* **Given task**:
Strip the pictures and reproduce the rest of the listing exactly.

*** Supplied information ***

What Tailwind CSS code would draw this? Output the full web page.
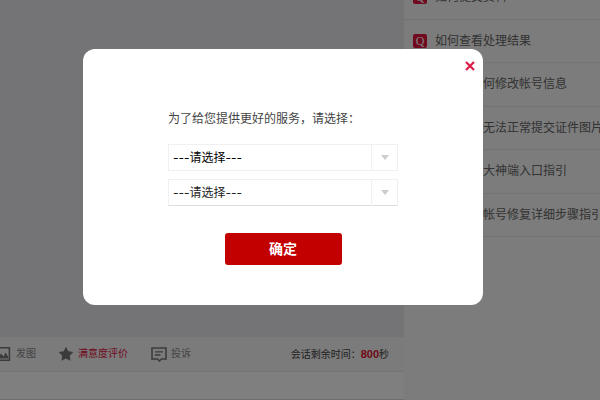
<!DOCTYPE html>
<html lang="zh-CN">
<head>
  <meta charset="UTF-8" />
  <meta name="viewport" content="width=device-width, initial-scale=1.0" />
  <title>在线客服</title>
  <script src="https://cdn.jsdelivr.net/npm/@tailwindcss/browser@4"></script>
</head>
<body class="h-screen overflow-hidden bg-white font-['Inter','Noto_Sans_CJK_SC',sans-serif] text-xs text-[#333]">
  <!-- 页面主体 -->
  <div class="flex h-full">
    <!-- 左侧聊天区 -->
    <main class="flex min-w-0 flex-1 flex-col">
      <div class="flex-1 bg-[#e8e8ec]"></div>

      <!-- 工具栏 -->
      <div class="flex h-9 items-center border-y border-[#e8e8ea] bg-[#f6f6f6] pr-[15px] text-[10px] text-[#888]">
        <button type="button" class="-ml-1 flex items-center gap-1">
          <svg class="size-4" viewBox="0 0 16 16" fill="none" stroke="#777" stroke-width="1.6">
            <path d="M.8 1.800h12.600v12.400H.8z" />
            <path d="M2.500 12.500V10.500l2.500-3 2.500 3 2-4 2.500 4v2z" fill="#777" stroke="none" />
          </svg>
          发图
        </button>
        <button type="button" class="ml-[22px] flex items-center gap-1 text-[#e0153f]">
          <svg class="size-4" viewBox="0 0 16 16" fill="#777">
            <path d="M8 .8l2.300 4.500 5 .8-3.500 3.600.7 5L8 12.500l-4.500 2.200.7-5L.7 6.100l5-.8z" />
          </svg>
          满意度评价
        </button>
        <button type="button" class="ml-[23px] flex items-center gap-1">
          <svg class="size-4" viewBox="0 0 16 16" fill="none" stroke="#777" stroke-width="1.6">
            <path d="M1 2h14v11h-4.500L8.500 15l-2-2H1z" />
            <path d="M4 5.800h8M4 9h5.500" stroke-width="1.300" />
          </svg>
          投诉
        </button>
        <p class="ml-auto whitespace-nowrap text-[#444]">会话剩余时间：<b class="font-['Liberation_Sans',sans-serif] text-[11px] text-[#e0102f]">800</b>秒</p>
      </div>

      <!-- 输入区 -->
      <div class="h-7 border-b border-[#ddd] bg-white"></div>
    </main>

    <!-- 右侧常见问题 -->
    <aside class="w-[196px] shrink-0 overflow-hidden bg-[#f8f8f8]">
      <ul class="-mt-6 grid h-[261px] auto-rows-fr whitespace-nowrap text-[#666]">
        <li class="flex items-center border-b border-[#e6e6e6] pl-[9px]">
          <a href="#" class="flex items-center gap-2"><span class="grid size-3.5 place-items-center rounded-xs bg-[#e0153f] font-['Liberation_Serif',serif] text-xs leading-none text-white">Q</span>如何提交资料</a>
        </li>
        <li class="flex items-center border-b border-[#e6e6e6] pl-[9px]">
          <a href="#" class="flex items-center gap-2"><span class="grid size-3.5 place-items-center rounded-xs bg-[#e0153f] font-['Liberation_Serif',serif] text-xs leading-none text-white">Q</span>如何查看处理结果</a>
        </li>
        <li class="flex items-center border-b border-[#e6e6e6] pl-[9px]">
          <a href="#" class="flex items-center gap-2"><span class="grid size-3.5 place-items-center rounded-xs bg-[#e0153f] font-['Liberation_Serif',serif] text-xs leading-none text-white">Q</span>大神端如何修改帐号信息</a>
        </li>
        <li class="flex items-center border-b border-[#e6e6e6] pl-[9px]">
          <a href="#" class="flex items-center gap-2"><span class="grid size-3.5 place-items-center rounded-xs bg-[#e0153f] font-['Liberation_Serif',serif] text-xs leading-none text-white">Q</span>为什么我无法正常提交证件图片</a>
        </li>
        <li class="flex items-center border-b border-[#e6e6e6] pl-[9px]">
          <a href="#" class="flex items-center gap-2"><span class="grid size-3.5 place-items-center rounded-xs bg-[#e0153f] font-['Liberation_Serif',serif] text-xs leading-none text-white">Q</span>帐号修复大神端入口指引</a>
        </li>
        <li class="flex items-center border-b border-[#e6e6e6] pl-[9px]">
          <a href="#" class="flex items-center gap-2"><span class="grid size-3.5 place-items-center rounded-xs bg-[#e0153f] font-['Liberation_Serif',serif] text-xs leading-none text-white">Q</span>自助服务帐号修复详细步骤指引</a>
        </li>
      </ul>
    </aside>
  </div>

  <!-- 弹窗 -->
  <div class="fixed inset-0 flex items-center justify-center bg-black/50 pr-[34px] pb-[46px]">
    <form role="dialog" aria-label="请选择服务" class="relative w-full max-w-[400px] rounded-xl bg-white px-[85px] pt-15 pb-10">
      <button type="button" aria-label="关闭" class="absolute top-2.5 right-1.5 p-0.5">
        <svg class="size-2.5" viewBox="0 0 10 10" stroke="#dc1c48" stroke-width="2.2">
          <path d="M1 1l8 8M9 1L1 9" />
        </svg>
      </button>

      <p id="tip" class="whitespace-nowrap text-xs leading-5 text-[#444]">为了给您提供更好的服务，请选择：</p>

      <div class="relative mt-[15px]">
        <select id="type" aria-labelledby="tip" class="block h-[27px] w-full appearance-none border border-[#f0f0f0] bg-white pl-1 text-xs text-black">
          <option>---请选择---</option>
        </select>
        <span class="pointer-events-none absolute inset-y-0 right-0 grid w-[27px] place-items-center border-l border-[#f0f0f0]">
          <svg class="h-[5px] w-2" viewBox="0 0 8 5" fill="#ccc"><path d="M0 0h8L4 5z" /></svg>
        </span>
      </div>

      <div class="relative mt-2">
        <select id="subtype" aria-labelledby="tip" class="block h-[27px] w-full appearance-none border border-[#f0f0f0] border-b-[#ddd] bg-white pl-1 text-xs text-[#222]">
          <option>---请选择---</option>
        </select>
        <span class="pointer-events-none absolute inset-y-0 right-0 grid w-[27px] place-items-center border-l border-[#f0f0f0]">
          <svg class="h-[5px] w-2" viewBox="0 0 8 5" fill="#ccc"><path d="M0 0h8L4 5z" /></svg>
        </span>
      </div>

      <button type="submit" class="mx-auto mt-[27px] block h-8 w-[117px] rounded-[3px] bg-[#c30000] text-sm font-bold text-white">确定</button>
    </form>
  </div>
</body>
</html>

***

* **Correct response**:
What Tailwind CSS code would draw this? Output the full web page.
<!DOCTYPE html>
<html lang="zh-CN">
<head>
  <meta charset="UTF-8" />
  <meta name="viewport" content="width=device-width, initial-scale=1.0" />
  <title>在线客服</title>
  <script src="https://cdn.jsdelivr.net/npm/@tailwindcss/browser@4"></script>
</head>
<body class="h-screen overflow-hidden bg-white font-['Inter','Noto_Sans_CJK_SC',sans-serif] text-xs text-[#333]">
  <!-- 页面主体 -->
  <div class="flex h-full">
    <!-- 左侧聊天区 -->
    <main class="flex min-w-0 flex-1 flex-col">
      <div class="flex-1 bg-[#e8e8ec]"></div>

      <!-- 工具栏 -->
      <div class="flex h-9 items-center border-y border-[#e8e8ea] bg-[#f6f6f6] pr-[15px] text-[10px] text-[#888]">
        <button type="button" class="-ml-1 flex items-center gap-1">
          <svg class="size-4" viewBox="0 0 16 16" fill="none" stroke="#777" stroke-width="1.6">
            <path d="M.8 1.800h12.600v12.400H.8z" />
            <path d="M2.500 12.500V10.500l2.500-3 2.500 3 2-4 2.500 4v2z" fill="#777" stroke="none" />
          </svg>
          发图
        </button>
        <button type="button" class="ml-[22px] flex items-center gap-1 text-[#e0153f]">
          <svg class="size-4" viewBox="0 0 16 16" fill="#777">
            <path d="M8 .8l2.300 4.500 5 .8-3.500 3.600.7 5L8 12.500l-4.500 2.200.7-5L.7 6.100l5-.8z" />
          </svg>
          满意度评价
        </button>
        <button type="button" class="ml-[23px] flex items-center gap-1">
          <svg class="size-4" viewBox="0 0 16 16" fill="none" stroke="#777" stroke-width="1.6">
            <path d="M1 2h14v11h-4.500L8.500 15l-2-2H1z" />
            <path d="M4 5.800h8M4 9h5.500" stroke-width="1.300" />
          </svg>
          投诉
        </button>
        <p class="ml-auto whitespace-nowrap text-[#444]">会话剩余时间：<b class="font-['Liberation_Sans',sans-serif] text-[11px] text-[#e0102f]">800</b>秒</p>
      </div>

      <!-- 输入区 -->
      <div class="h-7 border-b border-[#ddd] bg-white"></div>
    </main>

    <!-- 右侧常见问题 -->
    <aside class="w-[196px] shrink-0 overflow-hidden bg-[#f8f8f8]">
      <ul class="-mt-6 grid h-[261px] auto-rows-fr whitespace-nowrap text-[#666]">
        <li class="flex items-center border-b border-[#e6e6e6] pl-[9px]">
          <a href="#" class="flex items-center gap-2"><span class="grid size-3.5 place-items-center rounded-xs bg-[#e0153f] font-['Liberation_Serif',serif] text-xs leading-none text-white">Q</span>如何提交资料</a>
        </li>
        <li class="flex items-center border-b border-[#e6e6e6] pl-[9px]">
          <a href="#" class="flex items-center gap-2"><span class="grid size-3.5 place-items-center rounded-xs bg-[#e0153f] font-['Liberation_Serif',serif] text-xs leading-none text-white">Q</span>如何查看处理结果</a>
        </li>
        <li class="flex items-center border-b border-[#e6e6e6] pl-[9px]">
          <a href="#" class="flex items-center gap-2"><span class="grid size-3.5 place-items-center rounded-xs bg-[#e0153f] font-['Liberation_Serif',serif] text-xs leading-none text-white">Q</span>大神端如何修改帐号信息</a>
        </li>
        <li class="flex items-center border-b border-[#e6e6e6] pl-[9px]">
          <a href="#" class="flex items-center gap-2"><span class="grid size-3.5 place-items-center rounded-xs bg-[#e0153f] font-['Liberation_Serif',serif] text-xs leading-none text-white">Q</span>为什么我无法正常提交证件图片</a>
        </li>
        <li class="flex items-center border-b border-[#e6e6e6] pl-[9px]">
          <a href="#" class="flex items-center gap-2"><span class="grid size-3.5 place-items-center rounded-xs bg-[#e0153f] font-['Liberation_Serif',serif] text-xs leading-none text-white">Q</span>帐号修复大神端入口指引</a>
        </li>
        <li class="flex items-center border-b border-[#e6e6e6] pl-[9px]">
          <a href="#" class="flex items-center gap-2"><span class="grid size-3.5 place-items-center rounded-xs bg-[#e0153f] font-['Liberation_Serif',serif] text-xs leading-none text-white">Q</span>自助服务帐号修复详细步骤指引</a>
        </li>
      </ul>
    </aside>
  </div>

  <!-- 弹窗 -->
  <div class="fixed inset-0 flex items-center justify-center bg-black/50 pr-[34px] pb-[46px]">
    <form role="dialog" aria-label="请选择服务" class="relative w-full max-w-[400px] rounded-xl bg-white px-[85px] pt-15 pb-10">
      <button type="button" aria-label="关闭" class="absolute top-2.5 right-1.5 p-0.5">
        <svg class="size-2.5" viewBox="0 0 10 10" stroke="#dc1c48" stroke-width="2.2">
          <path d="M1 1l8 8M9 1L1 9" />
        </svg>
      </button>

      <p id="tip" class="whitespace-nowrap text-xs leading-5 text-[#444]">为了给您提供更好的服务，请选择：</p>

      <div class="relative mt-[15px]">
        <select id="type" aria-labelledby="tip" class="block h-[27px] w-full appearance-none border border-[#f0f0f0] bg-white pl-1 text-xs text-black">
          <option>---请选择---</option>
        </select>
        <span class="pointer-events-none absolute inset-y-0 right-0 grid w-[27px] place-items-center border-l border-[#f0f0f0]">
          <svg class="h-[5px] w-2" viewBox="0 0 8 5" fill="#ccc"><path d="M0 0h8L4 5z" /></svg>
        </span>
      </div>

      <div class="relative mt-2">
        <select id="subtype" aria-labelledby="tip" class="block h-[27px] w-full appearance-none border border-[#f0f0f0] border-b-[#ddd] bg-white pl-1 text-xs text-[#222]">
          <option>---请选择---</option>
        </select>
        <span class="pointer-events-none absolute inset-y-0 right-0 grid w-[27px] place-items-center border-l border-[#f0f0f0]">
          <svg class="h-[5px] w-2" viewBox="0 0 8 5" fill="#ccc"><path d="M0 0h8L4 5z" /></svg>
        </span>
      </div>

      <button type="submit" class="mx-auto mt-[27px] block h-8 w-[117px] rounded-[3px] bg-[#c30000] text-sm font-bold text-white">确定</button>
    </form>
  </div>
</body>
</html>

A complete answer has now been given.